##### Information provided

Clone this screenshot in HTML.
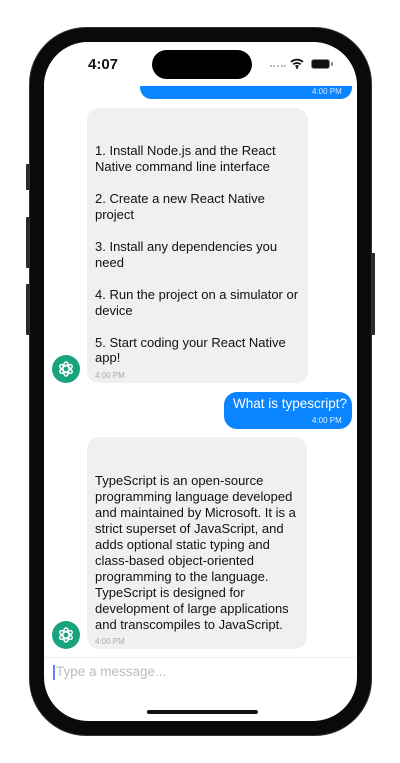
<!DOCTYPE html>
<html><head><style>
*{margin:0;padding:0;box-sizing:border-box}
body{width:400px;height:763px;background:#fff;position:relative;overflow:hidden;font-family:"Liberation Sans",sans-serif}
.a{position:absolute}
.frame{left:30px;top:28px;width:341px;height:707px;background:#0a0a0a;border-radius:56px;box-shadow:0 0 0 1px #333}
.screen{left:44px;top:42px;width:313px;height:679px;background:#fff;border-radius:44px;overflow:hidden}
.btn{background:#2a2a2a;width:5px;border-radius:1px}
.t{position:absolute;font-size:13px;color:#111;white-space:nowrap;line-height:16px}
.tm{position:absolute;font-size:8px;color:#aaa}
.gray{background:#f0f0f0;border-radius:12px}
.blue{background:#0a84ff;border-radius:13px}
.av{width:28px;height:28px;border-radius:50%;background:#19a37f}
</style></head><body>
<div class="a btn" style="left:26px;top:164px;height:26px"></div>
<div class="a btn" style="left:26px;top:217px;height:51px"></div>
<div class="a btn" style="left:26px;top:284px;height:51px"></div>
<div class="a btn" style="left:370px;top:253px;height:82px"></div>
<div class="a frame"></div>
<div class="a screen">
 <div class="a blue" style="left:96px;top:34px;width:212px;height:23px"></div>
 <div class="a" style="left:0;top:0;width:313px;height:44px;background:#fff"></div>
 <div class="tm" style="left:268px;top:45px;color:#d8e8ff">4:00 PM</div>
 <div class="a gray" style="left:43px;top:66px;width:221px;height:275px"></div>
 <div class="a gray" style="left:43px;top:395px;width:220px;height:212px"></div>
 <div class="a blue" style="left:180px;top:350px;width:128px;height:37px"></div>
</div>
<!-- status -->
<div class="a" style="left:88px;top:56px;font-size:15px;font-weight:bold;color:#111">4:07</div>
<div class="a" style="left:152px;top:50px;width:100px;height:29px;background:#000;border-radius:15px"></div>
<div class="a" style="left:270px;top:65px;width:16px;height:2px;border-top:2px dotted #bbb"></div>
<svg class="a" style="left:290px;top:58px" width="14" height="11" viewBox="0 0 14 11"><path d="M1 4a9 9 0 0 1 12 0M3.3 6.3a6 6 0 0 1 7.4 0M5.5 8.5a3 3 0 0 1 3 0" stroke="#111" stroke-width="1.8" fill="none"/><circle cx="7" cy="10" r="1" fill="#111"/></svg>
<div class="a" style="left:311px;top:59px;width:19px;height:10px;border-radius:3px;background:#111;border:1px solid #888"></div>
<div class="a" style="left:331px;top:62px;width:2px;height:4px;background:#888;border-radius:1px"></div>
<!-- msg 1 text -->
<div class="t" style="left:95px;top:143px">1. Install Node.js and the React</div>
<div class="t" style="left:95px;top:159px">Native command line interface</div>
<div class="t" style="left:95px;top:191px">2. Create a new React Native</div>
<div class="t" style="left:95px;top:207px">project</div>
<div class="t" style="left:95px;top:239px">3. Install any dependencies you</div>
<div class="t" style="left:95px;top:255px">need</div>
<div class="t" style="left:95px;top:287px">4. Run the project on a simulator or</div>
<div class="t" style="left:95px;top:303px">device</div>
<div class="t" style="left:95px;top:335px">5. Start coding your React Native</div>
<div class="t" style="left:95px;top:350px">app!</div>
<div class="tm" style="left:95px;top:371px">4:00 PM</div>
<div class="a av" style="left:52px;top:355px"></div>
<svg class="a" style="left:56px;top:359px" width="20" height="20" viewBox="0 0 20 20" fill="none" stroke="#fff" stroke-width="1.4"><g transform="translate(10 10)"><ellipse rx="3" ry="7" transform="rotate(0)"/><ellipse rx="3" ry="7" transform="rotate(60)"/><ellipse rx="3" ry="7" transform="rotate(120)"/></g></svg>
<!-- blue 2 -->
<div class="a" style="left:233px;top:396px;font-size:13.5px;color:#fff">What is typescript?</div>
<div class="tm" style="left:312px;top:416px;color:#e0eeff">4:00 PM</div>
<!-- msg 2 -->
<div class="t" style="left:95px;top:473px">TypeScript is an open-source</div>
<div class="t" style="left:95px;top:489px">programming language developed</div>
<div class="t" style="left:95px;top:505px">and maintained by Microsoft. It is a</div>
<div class="t" style="left:95px;top:521px">strict superset of JavaScript, and</div>
<div class="t" style="left:95px;top:537px">adds optional static typing and</div>
<div class="t" style="left:95px;top:553px">class-based object-oriented</div>
<div class="t" style="left:95px;top:569px">programming to the language.</div>
<div class="t" style="left:95px;top:585px">TypeScript is designed for</div>
<div class="t" style="left:95px;top:601px">development of large applications</div>
<div class="t" style="left:95px;top:617px">and transcompiles to JavaScript.</div>
<div class="tm" style="left:95px;top:637px">4:00 PM</div>
<div class="a av" style="left:52px;top:621px"></div>
<svg class="a" style="left:56px;top:625px" width="20" height="20" viewBox="0 0 20 20" fill="none" stroke="#fff" stroke-width="1.4"><g transform="translate(10 10)"><ellipse rx="3" ry="7"/><ellipse rx="3" ry="7" transform="rotate(60)"/><ellipse rx="3" ry="7" transform="rotate(120)"/></g></svg>
<!-- input -->
<div class="a" style="left:44px;top:657px;width:313px;height:1px;background:#eee"></div>
<div class="a" style="left:53px;top:665px;width:2px;height:15px;background:#6b7cf0"></div>
<div class="a" style="left:56px;top:664px;font-size:13.5px;color:#bbb">Type a message...</div>
<div class="a" style="left:147px;top:710px;width:111px;height:4px;background:#111;border-radius:2px"></div>
</body></html>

##########

**What is being asked**
Your task is to reproduce all of the material exactly. The pictures stay out.

**Reply to the task**
Clone this screenshot in HTML.
<!DOCTYPE html>
<html><head><style>
*{margin:0;padding:0;box-sizing:border-box}
body{width:400px;height:763px;background:#fff;position:relative;overflow:hidden;font-family:"Liberation Sans",sans-serif}
.a{position:absolute}
.frame{left:30px;top:28px;width:341px;height:707px;background:#0a0a0a;border-radius:56px;box-shadow:0 0 0 1px #333}
.screen{left:44px;top:42px;width:313px;height:679px;background:#fff;border-radius:44px;overflow:hidden}
.btn{background:#2a2a2a;width:5px;border-radius:1px}
.t{position:absolute;font-size:13px;color:#111;white-space:nowrap;line-height:16px}
.tm{position:absolute;font-size:8px;color:#aaa}
.gray{background:#f0f0f0;border-radius:12px}
.blue{background:#0a84ff;border-radius:13px}
.av{width:28px;height:28px;border-radius:50%;background:#19a37f}
</style></head><body>
<div class="a btn" style="left:26px;top:164px;height:26px"></div>
<div class="a btn" style="left:26px;top:217px;height:51px"></div>
<div class="a btn" style="left:26px;top:284px;height:51px"></div>
<div class="a btn" style="left:370px;top:253px;height:82px"></div>
<div class="a frame"></div>
<div class="a screen">
 <div class="a blue" style="left:96px;top:34px;width:212px;height:23px"></div>
 <div class="a" style="left:0;top:0;width:313px;height:44px;background:#fff"></div>
 <div class="tm" style="left:268px;top:45px;color:#d8e8ff">4:00 PM</div>
 <div class="a gray" style="left:43px;top:66px;width:221px;height:275px"></div>
 <div class="a gray" style="left:43px;top:395px;width:220px;height:212px"></div>
 <div class="a blue" style="left:180px;top:350px;width:128px;height:37px"></div>
</div>
<!-- status -->
<div class="a" style="left:88px;top:56px;font-size:15px;font-weight:bold;color:#111">4:07</div>
<div class="a" style="left:152px;top:50px;width:100px;height:29px;background:#000;border-radius:15px"></div>
<div class="a" style="left:270px;top:65px;width:16px;height:2px;border-top:2px dotted #bbb"></div>
<svg class="a" style="left:290px;top:58px" width="14" height="11" viewBox="0 0 14 11"><path d="M1 4a9 9 0 0 1 12 0M3.3 6.3a6 6 0 0 1 7.4 0M5.5 8.5a3 3 0 0 1 3 0" stroke="#111" stroke-width="1.8" fill="none"/><circle cx="7" cy="10" r="1" fill="#111"/></svg>
<div class="a" style="left:311px;top:59px;width:19px;height:10px;border-radius:3px;background:#111;border:1px solid #888"></div>
<div class="a" style="left:331px;top:62px;width:2px;height:4px;background:#888;border-radius:1px"></div>
<!-- msg 1 text -->
<div class="t" style="left:95px;top:143px">1. Install Node.js and the React</div>
<div class="t" style="left:95px;top:159px">Native command line interface</div>
<div class="t" style="left:95px;top:191px">2. Create a new React Native</div>
<div class="t" style="left:95px;top:207px">project</div>
<div class="t" style="left:95px;top:239px">3. Install any dependencies you</div>
<div class="t" style="left:95px;top:255px">need</div>
<div class="t" style="left:95px;top:287px">4. Run the project on a simulator or</div>
<div class="t" style="left:95px;top:303px">device</div>
<div class="t" style="left:95px;top:335px">5. Start coding your React Native</div>
<div class="t" style="left:95px;top:350px">app!</div>
<div class="tm" style="left:95px;top:371px">4:00 PM</div>
<div class="a av" style="left:52px;top:355px"></div>
<svg class="a" style="left:56px;top:359px" width="20" height="20" viewBox="0 0 20 20" fill="none" stroke="#fff" stroke-width="1.4"><g transform="translate(10 10)"><ellipse rx="3" ry="7" transform="rotate(0)"/><ellipse rx="3" ry="7" transform="rotate(60)"/><ellipse rx="3" ry="7" transform="rotate(120)"/></g></svg>
<!-- blue 2 -->
<div class="a" style="left:233px;top:396px;font-size:13.5px;color:#fff">What is typescript?</div>
<div class="tm" style="left:312px;top:416px;color:#e0eeff">4:00 PM</div>
<!-- msg 2 -->
<div class="t" style="left:95px;top:473px">TypeScript is an open-source</div>
<div class="t" style="left:95px;top:489px">programming language developed</div>
<div class="t" style="left:95px;top:505px">and maintained by Microsoft. It is a</div>
<div class="t" style="left:95px;top:521px">strict superset of JavaScript, and</div>
<div class="t" style="left:95px;top:537px">adds optional static typing and</div>
<div class="t" style="left:95px;top:553px">class-based object-oriented</div>
<div class="t" style="left:95px;top:569px">programming to the language.</div>
<div class="t" style="left:95px;top:585px">TypeScript is designed for</div>
<div class="t" style="left:95px;top:601px">development of large applications</div>
<div class="t" style="left:95px;top:617px">and transcompiles to JavaScript.</div>
<div class="tm" style="left:95px;top:637px">4:00 PM</div>
<div class="a av" style="left:52px;top:621px"></div>
<svg class="a" style="left:56px;top:625px" width="20" height="20" viewBox="0 0 20 20" fill="none" stroke="#fff" stroke-width="1.4"><g transform="translate(10 10)"><ellipse rx="3" ry="7"/><ellipse rx="3" ry="7" transform="rotate(60)"/><ellipse rx="3" ry="7" transform="rotate(120)"/></g></svg>
<!-- input -->
<div class="a" style="left:44px;top:657px;width:313px;height:1px;background:#eee"></div>
<div class="a" style="left:53px;top:665px;width:2px;height:15px;background:#6b7cf0"></div>
<div class="a" style="left:56px;top:664px;font-size:13.5px;color:#bbb">Type a message...</div>
<div class="a" style="left:147px;top:710px;width:111px;height:4px;background:#111;border-radius:2px"></div>
</body></html>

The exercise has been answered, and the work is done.